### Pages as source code
┄┄┄┄┄┄┄┄┄┄┄┄┄┄┄┄┄┄┄┄

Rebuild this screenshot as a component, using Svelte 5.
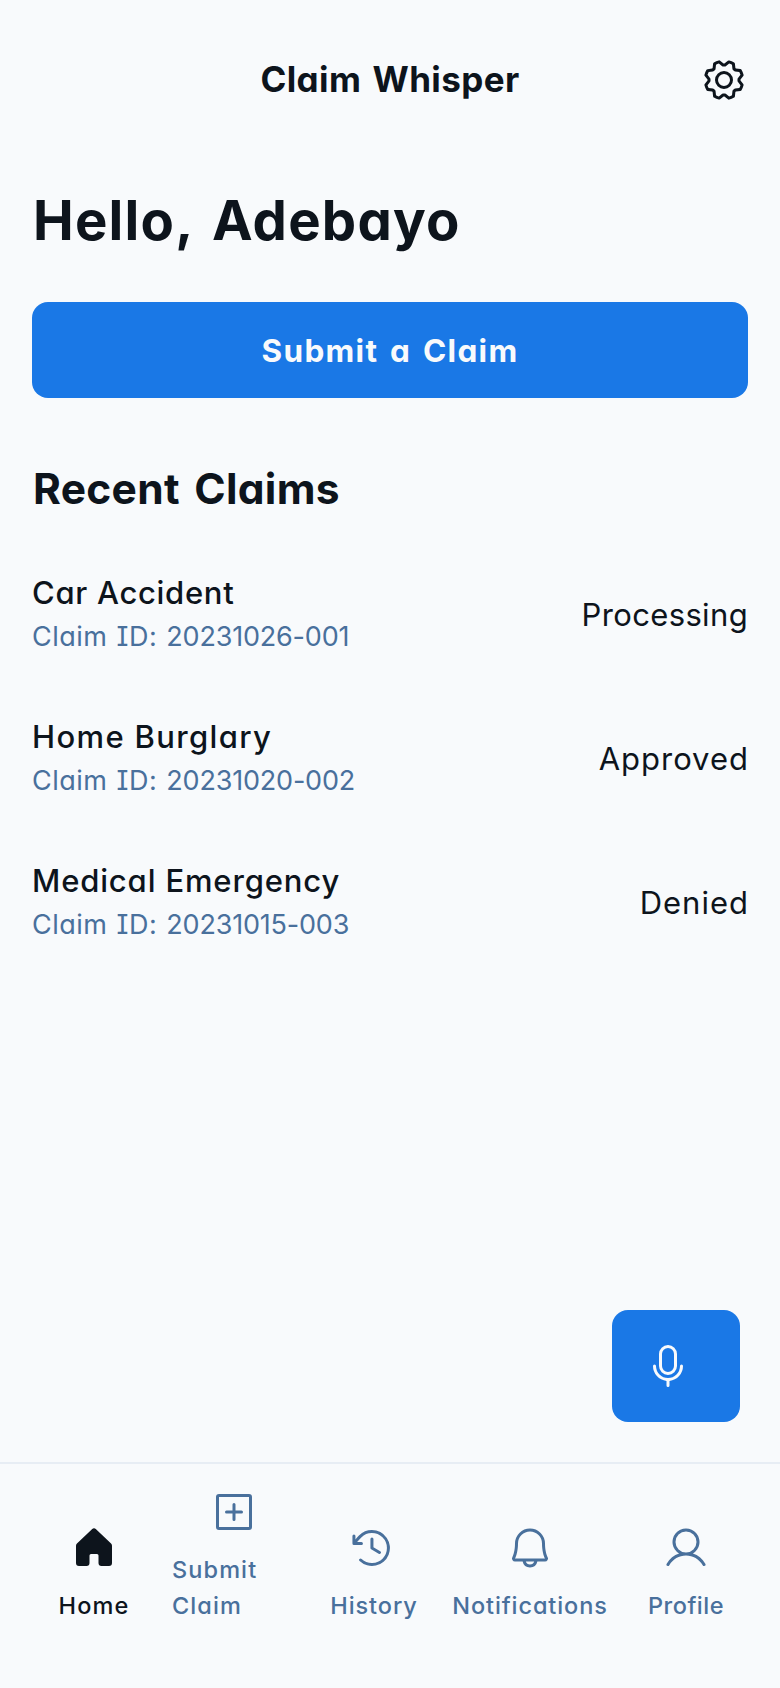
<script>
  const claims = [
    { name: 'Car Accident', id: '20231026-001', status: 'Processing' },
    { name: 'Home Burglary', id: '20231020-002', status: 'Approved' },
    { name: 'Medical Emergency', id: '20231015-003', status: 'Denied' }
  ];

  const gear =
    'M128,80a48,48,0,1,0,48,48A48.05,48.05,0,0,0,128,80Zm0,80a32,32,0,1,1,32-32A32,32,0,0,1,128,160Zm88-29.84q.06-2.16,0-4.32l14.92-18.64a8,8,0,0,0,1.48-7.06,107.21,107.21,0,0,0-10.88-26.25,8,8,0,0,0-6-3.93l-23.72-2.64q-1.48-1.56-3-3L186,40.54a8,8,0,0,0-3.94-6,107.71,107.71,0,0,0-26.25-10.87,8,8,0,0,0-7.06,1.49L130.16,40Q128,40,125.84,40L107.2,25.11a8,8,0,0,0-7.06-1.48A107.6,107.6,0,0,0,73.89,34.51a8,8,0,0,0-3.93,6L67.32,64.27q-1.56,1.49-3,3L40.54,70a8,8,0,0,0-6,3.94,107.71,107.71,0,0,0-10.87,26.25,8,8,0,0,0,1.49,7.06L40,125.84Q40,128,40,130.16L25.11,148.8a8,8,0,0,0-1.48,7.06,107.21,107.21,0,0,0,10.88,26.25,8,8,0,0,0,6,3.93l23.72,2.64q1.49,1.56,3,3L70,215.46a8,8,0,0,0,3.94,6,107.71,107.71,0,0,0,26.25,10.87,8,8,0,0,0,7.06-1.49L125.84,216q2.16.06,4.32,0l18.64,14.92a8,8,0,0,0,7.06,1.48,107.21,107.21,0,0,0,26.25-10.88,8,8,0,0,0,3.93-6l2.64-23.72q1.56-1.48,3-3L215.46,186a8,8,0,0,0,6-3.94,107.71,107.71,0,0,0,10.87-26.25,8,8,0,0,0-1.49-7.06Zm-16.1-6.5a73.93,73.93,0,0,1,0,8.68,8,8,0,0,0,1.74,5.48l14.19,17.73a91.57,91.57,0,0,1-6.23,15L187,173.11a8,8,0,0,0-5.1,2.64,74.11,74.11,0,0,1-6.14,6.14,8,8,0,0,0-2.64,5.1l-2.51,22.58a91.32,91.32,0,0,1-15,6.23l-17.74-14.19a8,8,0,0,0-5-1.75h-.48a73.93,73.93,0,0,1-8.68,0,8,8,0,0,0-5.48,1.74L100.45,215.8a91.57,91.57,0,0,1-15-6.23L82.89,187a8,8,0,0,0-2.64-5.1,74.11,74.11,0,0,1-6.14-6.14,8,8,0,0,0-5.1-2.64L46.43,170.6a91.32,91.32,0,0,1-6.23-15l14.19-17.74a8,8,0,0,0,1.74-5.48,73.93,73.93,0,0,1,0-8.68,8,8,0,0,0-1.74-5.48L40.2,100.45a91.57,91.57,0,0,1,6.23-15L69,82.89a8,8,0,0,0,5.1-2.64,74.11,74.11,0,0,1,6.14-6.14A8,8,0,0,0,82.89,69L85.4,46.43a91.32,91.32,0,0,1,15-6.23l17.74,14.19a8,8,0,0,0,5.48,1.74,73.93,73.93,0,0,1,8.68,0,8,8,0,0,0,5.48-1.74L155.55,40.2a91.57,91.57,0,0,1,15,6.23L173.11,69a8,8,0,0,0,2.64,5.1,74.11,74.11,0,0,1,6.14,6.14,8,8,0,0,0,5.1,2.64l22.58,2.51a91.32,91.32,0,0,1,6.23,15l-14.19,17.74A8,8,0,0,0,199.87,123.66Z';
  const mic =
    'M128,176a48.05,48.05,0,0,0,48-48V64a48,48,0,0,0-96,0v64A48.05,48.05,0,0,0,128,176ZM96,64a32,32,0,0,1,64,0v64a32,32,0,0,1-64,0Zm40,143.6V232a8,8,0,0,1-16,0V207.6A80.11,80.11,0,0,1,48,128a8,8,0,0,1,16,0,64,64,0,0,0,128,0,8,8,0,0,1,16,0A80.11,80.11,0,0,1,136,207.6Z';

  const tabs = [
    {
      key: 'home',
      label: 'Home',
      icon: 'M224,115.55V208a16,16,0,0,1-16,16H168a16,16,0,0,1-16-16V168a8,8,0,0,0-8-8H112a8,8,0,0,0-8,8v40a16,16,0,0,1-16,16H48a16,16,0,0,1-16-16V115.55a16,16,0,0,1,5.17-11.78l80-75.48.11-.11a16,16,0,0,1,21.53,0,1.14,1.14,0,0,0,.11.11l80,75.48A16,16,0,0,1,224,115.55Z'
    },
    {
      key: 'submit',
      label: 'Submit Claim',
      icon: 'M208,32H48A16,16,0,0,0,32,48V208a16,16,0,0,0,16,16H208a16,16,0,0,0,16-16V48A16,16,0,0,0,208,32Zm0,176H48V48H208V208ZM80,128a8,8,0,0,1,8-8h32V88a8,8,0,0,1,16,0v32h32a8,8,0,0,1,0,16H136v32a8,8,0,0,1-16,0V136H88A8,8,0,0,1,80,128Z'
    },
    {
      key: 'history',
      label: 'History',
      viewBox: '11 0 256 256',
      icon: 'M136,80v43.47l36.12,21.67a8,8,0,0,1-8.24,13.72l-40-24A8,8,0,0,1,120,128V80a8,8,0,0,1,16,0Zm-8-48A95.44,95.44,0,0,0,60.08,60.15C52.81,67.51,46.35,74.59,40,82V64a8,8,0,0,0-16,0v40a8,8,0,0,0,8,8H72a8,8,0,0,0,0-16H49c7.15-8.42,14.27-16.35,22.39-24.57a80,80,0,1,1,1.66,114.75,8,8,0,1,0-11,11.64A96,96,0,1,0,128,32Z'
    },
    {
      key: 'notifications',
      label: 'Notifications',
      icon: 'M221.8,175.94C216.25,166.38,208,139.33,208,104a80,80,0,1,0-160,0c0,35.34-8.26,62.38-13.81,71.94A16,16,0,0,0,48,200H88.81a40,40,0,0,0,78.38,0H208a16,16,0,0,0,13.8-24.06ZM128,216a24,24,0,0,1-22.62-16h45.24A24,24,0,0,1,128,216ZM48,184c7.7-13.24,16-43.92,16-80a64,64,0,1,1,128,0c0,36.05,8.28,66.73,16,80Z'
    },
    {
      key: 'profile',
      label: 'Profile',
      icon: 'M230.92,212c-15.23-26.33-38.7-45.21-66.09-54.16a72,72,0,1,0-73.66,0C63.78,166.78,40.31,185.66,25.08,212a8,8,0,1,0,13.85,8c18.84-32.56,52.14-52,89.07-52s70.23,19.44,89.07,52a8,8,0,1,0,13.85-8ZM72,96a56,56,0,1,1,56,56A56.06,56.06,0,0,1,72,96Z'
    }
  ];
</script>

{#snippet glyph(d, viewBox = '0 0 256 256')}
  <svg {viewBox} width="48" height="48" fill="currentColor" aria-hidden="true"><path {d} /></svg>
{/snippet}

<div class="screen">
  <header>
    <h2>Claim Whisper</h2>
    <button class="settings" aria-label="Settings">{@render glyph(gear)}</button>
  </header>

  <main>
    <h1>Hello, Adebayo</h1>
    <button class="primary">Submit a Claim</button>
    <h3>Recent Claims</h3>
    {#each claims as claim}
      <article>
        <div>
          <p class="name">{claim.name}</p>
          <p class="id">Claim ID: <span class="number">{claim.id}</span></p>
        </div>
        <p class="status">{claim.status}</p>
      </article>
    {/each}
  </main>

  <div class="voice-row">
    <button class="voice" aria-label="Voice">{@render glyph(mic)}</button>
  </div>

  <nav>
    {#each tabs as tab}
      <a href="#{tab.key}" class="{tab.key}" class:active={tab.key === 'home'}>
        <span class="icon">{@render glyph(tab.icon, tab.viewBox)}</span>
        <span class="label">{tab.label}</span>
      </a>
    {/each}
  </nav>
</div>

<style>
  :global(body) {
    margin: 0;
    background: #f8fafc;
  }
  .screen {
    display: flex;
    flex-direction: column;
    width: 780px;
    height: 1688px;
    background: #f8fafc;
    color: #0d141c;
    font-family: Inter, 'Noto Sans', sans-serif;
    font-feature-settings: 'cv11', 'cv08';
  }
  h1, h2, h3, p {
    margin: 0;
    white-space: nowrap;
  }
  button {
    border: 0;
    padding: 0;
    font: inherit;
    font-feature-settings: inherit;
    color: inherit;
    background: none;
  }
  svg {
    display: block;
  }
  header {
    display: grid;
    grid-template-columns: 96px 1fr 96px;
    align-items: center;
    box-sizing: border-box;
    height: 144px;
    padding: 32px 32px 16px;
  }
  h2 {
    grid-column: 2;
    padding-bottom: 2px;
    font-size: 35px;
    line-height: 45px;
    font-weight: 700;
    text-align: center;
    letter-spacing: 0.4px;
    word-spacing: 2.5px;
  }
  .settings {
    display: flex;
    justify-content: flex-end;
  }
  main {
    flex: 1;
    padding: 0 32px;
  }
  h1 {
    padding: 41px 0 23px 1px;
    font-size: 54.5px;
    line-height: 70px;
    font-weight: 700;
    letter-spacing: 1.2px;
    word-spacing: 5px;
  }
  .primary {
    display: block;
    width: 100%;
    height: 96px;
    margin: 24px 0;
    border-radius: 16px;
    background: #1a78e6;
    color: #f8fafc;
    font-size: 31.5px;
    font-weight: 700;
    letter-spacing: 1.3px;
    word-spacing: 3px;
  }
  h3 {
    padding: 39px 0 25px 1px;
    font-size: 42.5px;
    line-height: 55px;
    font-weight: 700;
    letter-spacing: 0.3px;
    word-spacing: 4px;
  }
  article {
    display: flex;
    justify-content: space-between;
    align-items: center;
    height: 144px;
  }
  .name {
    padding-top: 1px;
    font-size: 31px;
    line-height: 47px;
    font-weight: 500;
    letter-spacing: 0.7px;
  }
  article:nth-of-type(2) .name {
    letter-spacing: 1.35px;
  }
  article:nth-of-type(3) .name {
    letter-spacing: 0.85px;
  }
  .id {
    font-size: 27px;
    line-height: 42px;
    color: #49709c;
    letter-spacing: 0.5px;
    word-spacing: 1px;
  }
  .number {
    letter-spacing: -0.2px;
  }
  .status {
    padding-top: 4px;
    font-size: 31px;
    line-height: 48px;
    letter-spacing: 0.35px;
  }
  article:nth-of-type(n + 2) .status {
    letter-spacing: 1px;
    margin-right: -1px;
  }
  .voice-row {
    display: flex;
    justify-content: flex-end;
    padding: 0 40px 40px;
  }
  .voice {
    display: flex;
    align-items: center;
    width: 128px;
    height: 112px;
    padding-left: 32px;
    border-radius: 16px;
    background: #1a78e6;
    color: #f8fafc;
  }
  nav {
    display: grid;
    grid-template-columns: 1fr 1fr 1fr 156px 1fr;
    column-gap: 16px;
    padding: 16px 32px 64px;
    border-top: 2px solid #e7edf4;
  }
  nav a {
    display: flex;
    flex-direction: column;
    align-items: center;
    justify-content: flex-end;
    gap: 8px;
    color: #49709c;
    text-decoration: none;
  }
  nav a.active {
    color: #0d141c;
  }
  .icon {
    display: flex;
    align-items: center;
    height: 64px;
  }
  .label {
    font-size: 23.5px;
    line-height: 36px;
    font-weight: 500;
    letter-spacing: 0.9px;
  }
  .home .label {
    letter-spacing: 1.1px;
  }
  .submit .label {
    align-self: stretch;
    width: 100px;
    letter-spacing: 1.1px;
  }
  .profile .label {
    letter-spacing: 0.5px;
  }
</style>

┄┄┄┄┄┄┄┄┄┄┄┄┄┄┄┄┄┄┄┄

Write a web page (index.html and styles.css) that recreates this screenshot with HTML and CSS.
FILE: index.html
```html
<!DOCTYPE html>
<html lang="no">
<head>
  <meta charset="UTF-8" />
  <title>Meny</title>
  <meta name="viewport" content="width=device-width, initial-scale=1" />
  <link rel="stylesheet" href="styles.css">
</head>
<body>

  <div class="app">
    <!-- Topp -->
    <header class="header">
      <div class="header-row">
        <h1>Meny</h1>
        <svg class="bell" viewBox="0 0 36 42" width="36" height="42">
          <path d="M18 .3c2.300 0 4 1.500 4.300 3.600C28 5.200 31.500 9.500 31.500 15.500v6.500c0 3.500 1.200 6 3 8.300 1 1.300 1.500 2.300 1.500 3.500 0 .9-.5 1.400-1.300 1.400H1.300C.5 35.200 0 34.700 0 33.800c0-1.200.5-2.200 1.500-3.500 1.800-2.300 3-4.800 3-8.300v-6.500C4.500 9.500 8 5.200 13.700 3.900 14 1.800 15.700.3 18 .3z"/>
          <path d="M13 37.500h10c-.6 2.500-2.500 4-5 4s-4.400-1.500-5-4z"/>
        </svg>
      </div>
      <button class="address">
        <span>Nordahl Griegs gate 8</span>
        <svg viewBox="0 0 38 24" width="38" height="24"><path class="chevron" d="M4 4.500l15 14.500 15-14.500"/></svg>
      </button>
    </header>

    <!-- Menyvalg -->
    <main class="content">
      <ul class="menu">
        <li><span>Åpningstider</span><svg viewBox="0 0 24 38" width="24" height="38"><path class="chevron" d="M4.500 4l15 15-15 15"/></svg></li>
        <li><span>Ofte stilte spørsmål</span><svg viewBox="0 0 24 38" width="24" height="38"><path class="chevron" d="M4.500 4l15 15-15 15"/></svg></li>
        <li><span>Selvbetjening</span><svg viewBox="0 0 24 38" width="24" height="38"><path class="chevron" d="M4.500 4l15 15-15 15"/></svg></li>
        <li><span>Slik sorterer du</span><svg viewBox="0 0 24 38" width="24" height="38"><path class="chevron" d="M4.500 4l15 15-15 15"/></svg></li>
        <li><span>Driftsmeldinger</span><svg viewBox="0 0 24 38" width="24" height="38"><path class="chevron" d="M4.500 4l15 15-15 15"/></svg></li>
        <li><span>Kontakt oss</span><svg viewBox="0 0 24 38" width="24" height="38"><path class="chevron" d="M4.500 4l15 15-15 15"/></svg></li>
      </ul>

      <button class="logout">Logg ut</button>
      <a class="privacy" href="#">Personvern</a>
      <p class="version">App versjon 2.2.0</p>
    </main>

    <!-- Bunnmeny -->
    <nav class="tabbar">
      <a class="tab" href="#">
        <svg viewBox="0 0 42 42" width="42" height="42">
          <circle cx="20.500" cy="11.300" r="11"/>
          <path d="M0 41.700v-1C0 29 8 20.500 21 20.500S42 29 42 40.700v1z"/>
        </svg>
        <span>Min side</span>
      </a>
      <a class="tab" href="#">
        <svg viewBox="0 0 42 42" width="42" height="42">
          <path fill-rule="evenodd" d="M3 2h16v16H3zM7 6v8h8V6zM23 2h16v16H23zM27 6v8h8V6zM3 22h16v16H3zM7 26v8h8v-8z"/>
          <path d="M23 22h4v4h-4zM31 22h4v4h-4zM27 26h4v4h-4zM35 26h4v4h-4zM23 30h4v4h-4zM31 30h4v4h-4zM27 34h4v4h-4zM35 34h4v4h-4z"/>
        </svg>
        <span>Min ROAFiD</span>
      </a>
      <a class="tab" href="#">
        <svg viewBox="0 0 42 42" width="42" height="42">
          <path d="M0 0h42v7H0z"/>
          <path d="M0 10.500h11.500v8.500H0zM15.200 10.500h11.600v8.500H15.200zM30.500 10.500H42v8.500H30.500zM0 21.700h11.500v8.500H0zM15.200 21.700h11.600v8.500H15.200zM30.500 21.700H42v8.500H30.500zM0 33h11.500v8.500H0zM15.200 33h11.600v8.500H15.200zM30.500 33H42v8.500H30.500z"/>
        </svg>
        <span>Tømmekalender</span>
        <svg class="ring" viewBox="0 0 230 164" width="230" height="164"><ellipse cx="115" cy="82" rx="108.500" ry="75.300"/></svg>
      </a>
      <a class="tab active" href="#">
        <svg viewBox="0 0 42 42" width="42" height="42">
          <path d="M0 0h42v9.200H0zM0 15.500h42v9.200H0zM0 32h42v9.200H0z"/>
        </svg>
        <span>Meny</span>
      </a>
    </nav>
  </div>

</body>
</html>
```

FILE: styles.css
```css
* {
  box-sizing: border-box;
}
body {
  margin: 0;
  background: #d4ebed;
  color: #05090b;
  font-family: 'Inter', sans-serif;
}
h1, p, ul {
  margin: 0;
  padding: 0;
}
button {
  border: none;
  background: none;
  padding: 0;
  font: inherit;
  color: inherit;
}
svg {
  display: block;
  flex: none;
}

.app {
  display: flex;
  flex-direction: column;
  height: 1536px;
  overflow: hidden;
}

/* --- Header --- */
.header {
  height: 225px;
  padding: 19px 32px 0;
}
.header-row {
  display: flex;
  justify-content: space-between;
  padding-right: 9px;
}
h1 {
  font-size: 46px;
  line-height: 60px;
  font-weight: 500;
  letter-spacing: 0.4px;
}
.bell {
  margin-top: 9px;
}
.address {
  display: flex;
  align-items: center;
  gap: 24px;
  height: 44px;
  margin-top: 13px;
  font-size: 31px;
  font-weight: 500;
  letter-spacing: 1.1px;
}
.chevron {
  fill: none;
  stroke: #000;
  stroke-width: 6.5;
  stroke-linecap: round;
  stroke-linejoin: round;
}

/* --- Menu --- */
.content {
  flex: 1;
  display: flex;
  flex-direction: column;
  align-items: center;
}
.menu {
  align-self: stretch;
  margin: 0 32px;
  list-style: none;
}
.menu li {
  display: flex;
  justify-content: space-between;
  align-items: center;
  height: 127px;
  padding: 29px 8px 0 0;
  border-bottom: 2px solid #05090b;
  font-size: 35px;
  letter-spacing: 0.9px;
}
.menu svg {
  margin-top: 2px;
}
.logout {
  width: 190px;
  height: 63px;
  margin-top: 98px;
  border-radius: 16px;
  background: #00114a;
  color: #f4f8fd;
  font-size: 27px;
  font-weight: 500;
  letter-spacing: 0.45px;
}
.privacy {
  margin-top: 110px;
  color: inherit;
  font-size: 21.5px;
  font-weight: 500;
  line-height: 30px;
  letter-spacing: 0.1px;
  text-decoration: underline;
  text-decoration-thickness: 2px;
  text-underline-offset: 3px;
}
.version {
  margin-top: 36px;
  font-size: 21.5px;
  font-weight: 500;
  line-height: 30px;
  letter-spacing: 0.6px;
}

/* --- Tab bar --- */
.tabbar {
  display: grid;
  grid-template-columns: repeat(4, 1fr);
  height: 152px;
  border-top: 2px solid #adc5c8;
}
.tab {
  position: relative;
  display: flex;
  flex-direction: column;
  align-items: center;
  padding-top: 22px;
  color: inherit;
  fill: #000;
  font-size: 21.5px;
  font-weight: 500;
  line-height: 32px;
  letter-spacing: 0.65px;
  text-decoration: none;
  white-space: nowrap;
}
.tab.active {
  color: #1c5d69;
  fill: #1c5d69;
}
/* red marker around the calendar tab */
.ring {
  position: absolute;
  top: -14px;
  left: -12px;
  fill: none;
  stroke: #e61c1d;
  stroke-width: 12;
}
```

┄┄┄┄┄┄┄┄┄┄┄┄┄┄┄┄┄┄┄┄

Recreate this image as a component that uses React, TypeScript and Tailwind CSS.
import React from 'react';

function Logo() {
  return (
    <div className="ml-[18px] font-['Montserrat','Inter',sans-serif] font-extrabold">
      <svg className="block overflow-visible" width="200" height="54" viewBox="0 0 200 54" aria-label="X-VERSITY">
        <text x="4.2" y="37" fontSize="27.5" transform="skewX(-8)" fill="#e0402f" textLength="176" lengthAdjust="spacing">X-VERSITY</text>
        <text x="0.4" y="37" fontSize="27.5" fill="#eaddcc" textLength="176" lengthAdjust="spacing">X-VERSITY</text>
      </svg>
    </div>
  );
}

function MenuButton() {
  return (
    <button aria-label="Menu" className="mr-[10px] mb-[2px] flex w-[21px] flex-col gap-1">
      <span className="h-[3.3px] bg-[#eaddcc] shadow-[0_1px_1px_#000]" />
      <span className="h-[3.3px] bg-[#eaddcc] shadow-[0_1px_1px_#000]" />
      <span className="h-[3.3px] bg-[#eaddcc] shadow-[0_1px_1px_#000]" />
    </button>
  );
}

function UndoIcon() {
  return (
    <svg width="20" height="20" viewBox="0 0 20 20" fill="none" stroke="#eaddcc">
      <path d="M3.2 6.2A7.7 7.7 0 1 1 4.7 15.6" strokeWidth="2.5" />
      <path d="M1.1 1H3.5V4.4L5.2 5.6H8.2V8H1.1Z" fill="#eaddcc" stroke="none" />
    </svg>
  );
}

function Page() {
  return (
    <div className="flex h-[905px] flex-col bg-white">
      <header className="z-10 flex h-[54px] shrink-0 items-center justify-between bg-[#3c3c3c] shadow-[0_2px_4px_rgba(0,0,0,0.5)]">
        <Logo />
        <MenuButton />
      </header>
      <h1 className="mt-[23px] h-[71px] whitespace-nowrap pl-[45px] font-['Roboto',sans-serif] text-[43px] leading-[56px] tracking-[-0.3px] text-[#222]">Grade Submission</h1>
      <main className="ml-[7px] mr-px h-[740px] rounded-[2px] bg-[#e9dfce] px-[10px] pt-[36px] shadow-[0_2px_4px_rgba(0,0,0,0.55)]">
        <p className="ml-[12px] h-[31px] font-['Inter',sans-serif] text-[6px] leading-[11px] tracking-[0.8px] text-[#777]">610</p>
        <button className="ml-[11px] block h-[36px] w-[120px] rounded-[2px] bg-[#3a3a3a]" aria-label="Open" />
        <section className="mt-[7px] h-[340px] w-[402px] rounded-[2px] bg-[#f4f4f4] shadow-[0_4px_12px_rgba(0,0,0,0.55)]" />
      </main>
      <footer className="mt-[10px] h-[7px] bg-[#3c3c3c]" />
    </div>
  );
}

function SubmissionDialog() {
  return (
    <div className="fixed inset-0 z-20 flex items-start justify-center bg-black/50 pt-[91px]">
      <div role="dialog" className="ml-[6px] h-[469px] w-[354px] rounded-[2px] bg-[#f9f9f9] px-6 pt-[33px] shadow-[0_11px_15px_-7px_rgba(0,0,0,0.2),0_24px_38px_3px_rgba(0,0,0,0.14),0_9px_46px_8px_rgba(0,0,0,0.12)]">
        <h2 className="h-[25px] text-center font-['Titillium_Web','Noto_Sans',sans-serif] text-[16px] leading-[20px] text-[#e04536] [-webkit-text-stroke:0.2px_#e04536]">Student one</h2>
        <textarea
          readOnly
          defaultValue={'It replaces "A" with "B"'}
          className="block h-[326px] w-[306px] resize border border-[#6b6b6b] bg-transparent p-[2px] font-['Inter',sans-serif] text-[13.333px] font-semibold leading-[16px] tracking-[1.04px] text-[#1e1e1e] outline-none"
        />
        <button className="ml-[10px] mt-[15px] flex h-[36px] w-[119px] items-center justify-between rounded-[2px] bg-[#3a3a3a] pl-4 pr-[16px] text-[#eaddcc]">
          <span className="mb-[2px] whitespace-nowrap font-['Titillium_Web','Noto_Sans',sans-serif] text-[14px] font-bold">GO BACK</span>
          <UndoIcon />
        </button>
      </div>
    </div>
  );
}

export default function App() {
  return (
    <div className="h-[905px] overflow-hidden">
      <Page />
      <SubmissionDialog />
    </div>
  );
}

┄┄┄┄┄┄┄┄┄┄┄┄┄┄┄┄┄┄┄┄

### What is being asked
Transcribe, exactly and exclusively, the run of lines that opens with the line bearing "Recreate this image" and closes with the line bearing "import React from 'react';".

### Result of this exercise
Recreate this image as a component that uses React, TypeScript and Tailwind CSS.
import React from 'react';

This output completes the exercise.